Barbara Low, who was among a core of female scientists whose research in the 1940s unleashed a bonanza of lifesaving antibiotics, and whose gumption gained her followers a foothold in a male-dominated field, died on Jan. 10 at her home in the Riverdale section of the Bronx. She was 98.
Her death was confirmed by Lucky Tran, a spokesman for the Irving Medical Center of Columbia University, where Dr. Low taught for nearly 60 years and was professor emeritus of biochemistry and molecular physics. Her death was announced belatedly because it took time for the university to gather biographical details, Ms. Tran said.
Dr. Low’s role in identifying the structure of penicillin was something of a fluke.
As a student at Oxford University in England, she was a protégée of the future Nobel laureate Dorothy Crowfoot Hodgkin, who, having been barred from teaching men, taught at Oxford’s Somerville College, a women’s school at the time.
At Somerville, Professor Hodgkin was a founder of protein crystallography, a process that can determine a molecule’s three-dimensional shape by analyzing how X-rays bend and bounce off its crystallized form. She trained a cadre of students, including Barbara Low, in the emerging field.
Dr. Low in the late 1940s in California, where she was a research assistant to Linus C. Pauling, a future Nobel laureate, at the California Institute of Technology.Creditvia Columbia University
“Red-hot news,” Dr. Low told Professor Hodgkin in July 1943, according to the book “Dorothy Hodgkin: A Life” (2014), by Georgina Ferry. “Penicillin and all its degradation products contain sulfur. This is very hush-hush.”
Their wartime research helped transform penicillin — the bacteria-killing substance that Alexander Fleming had discovered in mold in 1928 — into a wonder drug that could be replicated, mass-produced and reconfigured to produce stronger antibiotic derivatives for the treatment of a broader range of infections.
Professor Hodgkin had begun her career in 1932 in the laboratory of John Desmond Bernal, a pioneer in X-ray crystallography, at the University of Cambridge in England. At Oxford, she and Dr. Low focused on penicillin, which was first used to treat humans in 1941.
Chemists were still trying to isolate pure penicillin so it could be studied and synthesized. They used rudimentary computers. But as Ernst B. Chain, their colleague at Oxford, later said, “The final solution of the problem of the structure of penicillin came from crystallographic X-ray studies.”
Professor Hodgkin received the Nobel Prize inChemistry in 1964 for her breakthrough research in crystallography. The award citation went beyond her work in penicillin to mention her subsequent determination of the crystal structure of vitamin B-12 and other substances that proved vital in advancing medical care.
Barbara Wharton Low was born on March 23, 1920, in Lancaster, in northwestern England, to Matthew and Mary Jane (Wharton) Low.
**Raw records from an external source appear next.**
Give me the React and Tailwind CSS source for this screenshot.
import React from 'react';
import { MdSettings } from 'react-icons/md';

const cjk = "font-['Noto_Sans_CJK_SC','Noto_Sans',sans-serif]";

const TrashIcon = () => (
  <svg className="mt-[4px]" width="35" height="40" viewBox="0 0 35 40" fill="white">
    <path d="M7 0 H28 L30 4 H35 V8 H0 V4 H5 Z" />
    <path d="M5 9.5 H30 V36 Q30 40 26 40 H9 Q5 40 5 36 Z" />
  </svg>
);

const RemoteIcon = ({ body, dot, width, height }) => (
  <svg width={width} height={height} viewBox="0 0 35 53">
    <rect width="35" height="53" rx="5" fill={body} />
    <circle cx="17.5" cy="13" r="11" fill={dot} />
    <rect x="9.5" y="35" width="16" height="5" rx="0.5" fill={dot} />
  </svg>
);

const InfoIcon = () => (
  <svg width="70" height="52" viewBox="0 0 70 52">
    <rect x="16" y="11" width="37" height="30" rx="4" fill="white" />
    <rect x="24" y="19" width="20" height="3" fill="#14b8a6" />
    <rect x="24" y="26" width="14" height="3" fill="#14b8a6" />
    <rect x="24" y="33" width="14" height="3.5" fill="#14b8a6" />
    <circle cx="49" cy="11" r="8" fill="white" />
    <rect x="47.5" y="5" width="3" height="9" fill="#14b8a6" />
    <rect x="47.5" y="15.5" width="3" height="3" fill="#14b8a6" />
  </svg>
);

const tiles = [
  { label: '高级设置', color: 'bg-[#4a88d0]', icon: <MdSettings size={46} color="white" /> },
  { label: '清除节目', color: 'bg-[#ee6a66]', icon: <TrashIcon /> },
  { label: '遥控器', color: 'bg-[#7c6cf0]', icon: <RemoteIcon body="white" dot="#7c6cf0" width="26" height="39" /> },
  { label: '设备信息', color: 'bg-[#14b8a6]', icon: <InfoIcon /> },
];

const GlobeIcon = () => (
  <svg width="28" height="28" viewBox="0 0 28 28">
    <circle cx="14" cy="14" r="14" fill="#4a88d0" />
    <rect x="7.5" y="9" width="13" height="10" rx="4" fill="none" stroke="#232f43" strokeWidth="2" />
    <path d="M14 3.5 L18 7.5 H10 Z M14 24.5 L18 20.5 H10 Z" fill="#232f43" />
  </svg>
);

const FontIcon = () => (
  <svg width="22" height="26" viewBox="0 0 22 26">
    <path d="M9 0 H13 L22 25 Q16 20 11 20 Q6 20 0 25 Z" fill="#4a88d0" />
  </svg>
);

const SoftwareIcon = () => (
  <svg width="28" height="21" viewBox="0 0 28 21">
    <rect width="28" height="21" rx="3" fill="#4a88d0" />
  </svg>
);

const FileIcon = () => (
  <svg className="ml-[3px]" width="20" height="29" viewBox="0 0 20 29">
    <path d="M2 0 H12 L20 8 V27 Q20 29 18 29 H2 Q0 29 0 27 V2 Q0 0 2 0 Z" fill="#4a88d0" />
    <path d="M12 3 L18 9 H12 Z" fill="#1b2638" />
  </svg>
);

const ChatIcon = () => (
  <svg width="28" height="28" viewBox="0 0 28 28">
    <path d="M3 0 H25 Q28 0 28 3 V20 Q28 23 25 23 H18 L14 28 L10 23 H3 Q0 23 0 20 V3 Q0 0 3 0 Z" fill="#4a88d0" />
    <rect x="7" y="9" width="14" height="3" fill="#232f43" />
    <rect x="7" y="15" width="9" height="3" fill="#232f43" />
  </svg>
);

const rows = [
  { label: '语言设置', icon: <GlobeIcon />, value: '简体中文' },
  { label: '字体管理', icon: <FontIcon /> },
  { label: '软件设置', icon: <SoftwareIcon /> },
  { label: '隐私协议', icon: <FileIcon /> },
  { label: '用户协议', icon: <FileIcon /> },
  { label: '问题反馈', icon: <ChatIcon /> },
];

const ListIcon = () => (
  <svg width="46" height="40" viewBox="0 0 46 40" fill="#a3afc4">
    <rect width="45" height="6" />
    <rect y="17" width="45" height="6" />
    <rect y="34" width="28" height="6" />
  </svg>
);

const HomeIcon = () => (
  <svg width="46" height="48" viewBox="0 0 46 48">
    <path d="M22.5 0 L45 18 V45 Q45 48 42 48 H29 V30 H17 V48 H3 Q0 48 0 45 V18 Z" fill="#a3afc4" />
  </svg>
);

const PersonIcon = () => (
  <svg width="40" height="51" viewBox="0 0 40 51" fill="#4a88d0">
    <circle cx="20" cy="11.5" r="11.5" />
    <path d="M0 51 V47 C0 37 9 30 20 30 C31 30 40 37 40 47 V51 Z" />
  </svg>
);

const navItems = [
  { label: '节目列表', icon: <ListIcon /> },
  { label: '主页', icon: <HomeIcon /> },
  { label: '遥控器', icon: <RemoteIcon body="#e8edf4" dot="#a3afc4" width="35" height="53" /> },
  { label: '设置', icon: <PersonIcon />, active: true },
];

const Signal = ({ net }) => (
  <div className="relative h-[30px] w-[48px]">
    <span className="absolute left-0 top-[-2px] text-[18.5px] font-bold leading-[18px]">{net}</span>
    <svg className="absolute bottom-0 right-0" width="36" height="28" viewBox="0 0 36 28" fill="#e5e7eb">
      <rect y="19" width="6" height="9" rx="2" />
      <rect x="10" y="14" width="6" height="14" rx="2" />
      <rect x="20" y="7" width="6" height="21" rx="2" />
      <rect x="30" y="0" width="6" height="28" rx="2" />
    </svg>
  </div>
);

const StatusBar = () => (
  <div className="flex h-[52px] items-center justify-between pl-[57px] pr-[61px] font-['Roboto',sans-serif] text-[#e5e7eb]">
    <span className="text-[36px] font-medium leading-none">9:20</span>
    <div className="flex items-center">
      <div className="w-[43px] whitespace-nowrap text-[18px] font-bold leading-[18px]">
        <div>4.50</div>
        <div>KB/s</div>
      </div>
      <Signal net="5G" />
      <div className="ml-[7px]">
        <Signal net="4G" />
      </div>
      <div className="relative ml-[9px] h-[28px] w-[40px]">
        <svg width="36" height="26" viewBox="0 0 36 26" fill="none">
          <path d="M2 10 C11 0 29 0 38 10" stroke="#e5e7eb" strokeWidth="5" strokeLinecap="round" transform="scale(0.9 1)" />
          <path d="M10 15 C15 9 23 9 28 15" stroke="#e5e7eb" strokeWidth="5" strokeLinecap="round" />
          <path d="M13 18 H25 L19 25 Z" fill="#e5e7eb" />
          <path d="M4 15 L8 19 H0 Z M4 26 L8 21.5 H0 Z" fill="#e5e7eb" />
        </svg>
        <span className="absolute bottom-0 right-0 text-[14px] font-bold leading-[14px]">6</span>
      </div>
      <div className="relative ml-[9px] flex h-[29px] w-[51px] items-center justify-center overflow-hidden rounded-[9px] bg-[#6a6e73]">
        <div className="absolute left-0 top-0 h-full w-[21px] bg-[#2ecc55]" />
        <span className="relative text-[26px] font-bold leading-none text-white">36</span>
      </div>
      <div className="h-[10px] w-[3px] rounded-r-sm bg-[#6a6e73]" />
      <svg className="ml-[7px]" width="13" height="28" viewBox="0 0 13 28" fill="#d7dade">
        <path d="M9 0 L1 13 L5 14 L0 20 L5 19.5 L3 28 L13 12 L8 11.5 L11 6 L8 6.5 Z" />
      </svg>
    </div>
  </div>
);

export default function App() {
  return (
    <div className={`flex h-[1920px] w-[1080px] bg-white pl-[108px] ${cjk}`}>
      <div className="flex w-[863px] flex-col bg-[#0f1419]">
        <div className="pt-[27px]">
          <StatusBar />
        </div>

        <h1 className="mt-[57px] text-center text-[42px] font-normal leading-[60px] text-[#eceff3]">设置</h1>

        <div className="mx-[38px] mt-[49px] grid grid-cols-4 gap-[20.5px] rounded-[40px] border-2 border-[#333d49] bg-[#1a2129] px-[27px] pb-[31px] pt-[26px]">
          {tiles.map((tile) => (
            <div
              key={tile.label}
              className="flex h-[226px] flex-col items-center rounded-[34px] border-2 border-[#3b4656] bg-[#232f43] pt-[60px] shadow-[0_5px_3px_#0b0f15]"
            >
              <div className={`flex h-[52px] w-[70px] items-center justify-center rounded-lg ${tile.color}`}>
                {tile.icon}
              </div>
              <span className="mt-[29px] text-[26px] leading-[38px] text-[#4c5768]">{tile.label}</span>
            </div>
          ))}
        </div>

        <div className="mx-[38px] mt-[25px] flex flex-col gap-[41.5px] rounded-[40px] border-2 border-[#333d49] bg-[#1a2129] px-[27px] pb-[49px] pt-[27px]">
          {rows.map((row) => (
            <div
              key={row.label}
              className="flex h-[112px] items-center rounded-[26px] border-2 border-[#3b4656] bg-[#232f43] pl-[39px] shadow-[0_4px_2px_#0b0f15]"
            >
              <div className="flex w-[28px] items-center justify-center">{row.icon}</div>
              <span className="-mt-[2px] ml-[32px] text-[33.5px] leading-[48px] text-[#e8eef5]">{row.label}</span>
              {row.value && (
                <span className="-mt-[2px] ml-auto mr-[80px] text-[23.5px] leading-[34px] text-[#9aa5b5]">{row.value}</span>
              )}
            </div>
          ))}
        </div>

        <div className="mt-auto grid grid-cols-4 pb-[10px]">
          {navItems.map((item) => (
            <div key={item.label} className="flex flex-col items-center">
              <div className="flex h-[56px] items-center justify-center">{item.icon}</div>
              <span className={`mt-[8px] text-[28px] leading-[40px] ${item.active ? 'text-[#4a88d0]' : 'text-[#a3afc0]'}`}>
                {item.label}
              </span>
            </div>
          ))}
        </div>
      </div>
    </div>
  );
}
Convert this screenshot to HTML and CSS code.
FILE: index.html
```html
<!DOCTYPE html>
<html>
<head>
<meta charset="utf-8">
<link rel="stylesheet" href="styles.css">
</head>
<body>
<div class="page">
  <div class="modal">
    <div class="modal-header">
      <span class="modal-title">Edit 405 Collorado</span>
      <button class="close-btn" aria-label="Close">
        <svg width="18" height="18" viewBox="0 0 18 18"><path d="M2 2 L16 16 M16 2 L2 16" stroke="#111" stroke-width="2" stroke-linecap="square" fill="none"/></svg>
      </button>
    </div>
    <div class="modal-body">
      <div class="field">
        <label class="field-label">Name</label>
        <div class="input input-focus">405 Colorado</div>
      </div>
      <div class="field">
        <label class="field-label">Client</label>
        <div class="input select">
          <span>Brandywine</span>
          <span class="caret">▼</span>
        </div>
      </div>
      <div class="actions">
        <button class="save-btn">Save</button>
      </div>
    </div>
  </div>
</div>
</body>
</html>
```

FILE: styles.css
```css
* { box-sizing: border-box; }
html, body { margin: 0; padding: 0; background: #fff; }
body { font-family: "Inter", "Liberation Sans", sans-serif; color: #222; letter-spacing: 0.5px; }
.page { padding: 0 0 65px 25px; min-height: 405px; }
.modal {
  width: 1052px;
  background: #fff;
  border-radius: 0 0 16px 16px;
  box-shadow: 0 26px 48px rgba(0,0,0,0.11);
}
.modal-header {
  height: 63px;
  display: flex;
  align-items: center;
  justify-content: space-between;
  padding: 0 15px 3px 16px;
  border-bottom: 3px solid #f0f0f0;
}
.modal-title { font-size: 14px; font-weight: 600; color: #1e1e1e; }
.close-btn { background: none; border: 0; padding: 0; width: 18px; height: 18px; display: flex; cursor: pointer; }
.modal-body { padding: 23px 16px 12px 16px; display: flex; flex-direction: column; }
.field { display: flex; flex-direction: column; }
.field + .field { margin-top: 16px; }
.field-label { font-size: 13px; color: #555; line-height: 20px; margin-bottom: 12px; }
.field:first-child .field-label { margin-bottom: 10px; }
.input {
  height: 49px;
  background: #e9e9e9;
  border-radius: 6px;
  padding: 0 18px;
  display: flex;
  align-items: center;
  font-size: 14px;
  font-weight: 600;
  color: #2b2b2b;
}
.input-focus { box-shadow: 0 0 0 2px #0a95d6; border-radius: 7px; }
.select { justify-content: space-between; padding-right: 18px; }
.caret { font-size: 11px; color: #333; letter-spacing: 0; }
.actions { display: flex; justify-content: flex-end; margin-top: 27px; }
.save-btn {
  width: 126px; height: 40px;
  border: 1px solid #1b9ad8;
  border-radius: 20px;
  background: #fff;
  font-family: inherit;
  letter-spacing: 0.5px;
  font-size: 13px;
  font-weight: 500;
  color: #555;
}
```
She graduated from Sommerville with a bachelor’s degree in chemistry in 1943 and later received her master’s and doctorate in chemistry from Oxford.
After emigrating to the United States (she became a citizen in 1956), she was a research assistant to Linus C. Pauling, another future Nobel laureate, at the California Institute of Technology, and to the biochemist Edwin Cohn at Harvard. In 1950 she was appointed an assistant professor of biophysical chemistry at Harvard, where she discovered a protein structural element in amino acids known as the pi helix.
Dr. Low joined the Columbia faculty as an associate professor in 1956 and was promoted to professor in 1966. Her research there led to a better understanding of the protein receptor that responds to the neurotransmitter targeted by snake venom.
She retired as a professor in 1990, but she continued to lecture at the university until 2013.
Her legacy at Columbia went beyond academics: It was grounded in a commitment to rectify the second-class treatment her mentor had received as a teacher at Oxford.
“On the university’s affirmative action committee, she was very forceful in wanting Columbia to live up to its ideals of having a diverse faculty and work force,” Arthur G. Palmer, a professor of biochemistry and molecular biophysics and associate dean for graduate affairs at Columbia’s medical center, said in an email.
In 1950 Dr. Low married Metchie J. E. Budka, a fellow biochemist whom she had met at Harvard. He died in 1995. A sister, Marjorie Elizabeth Camp, died in 2002. No immediate family members survive.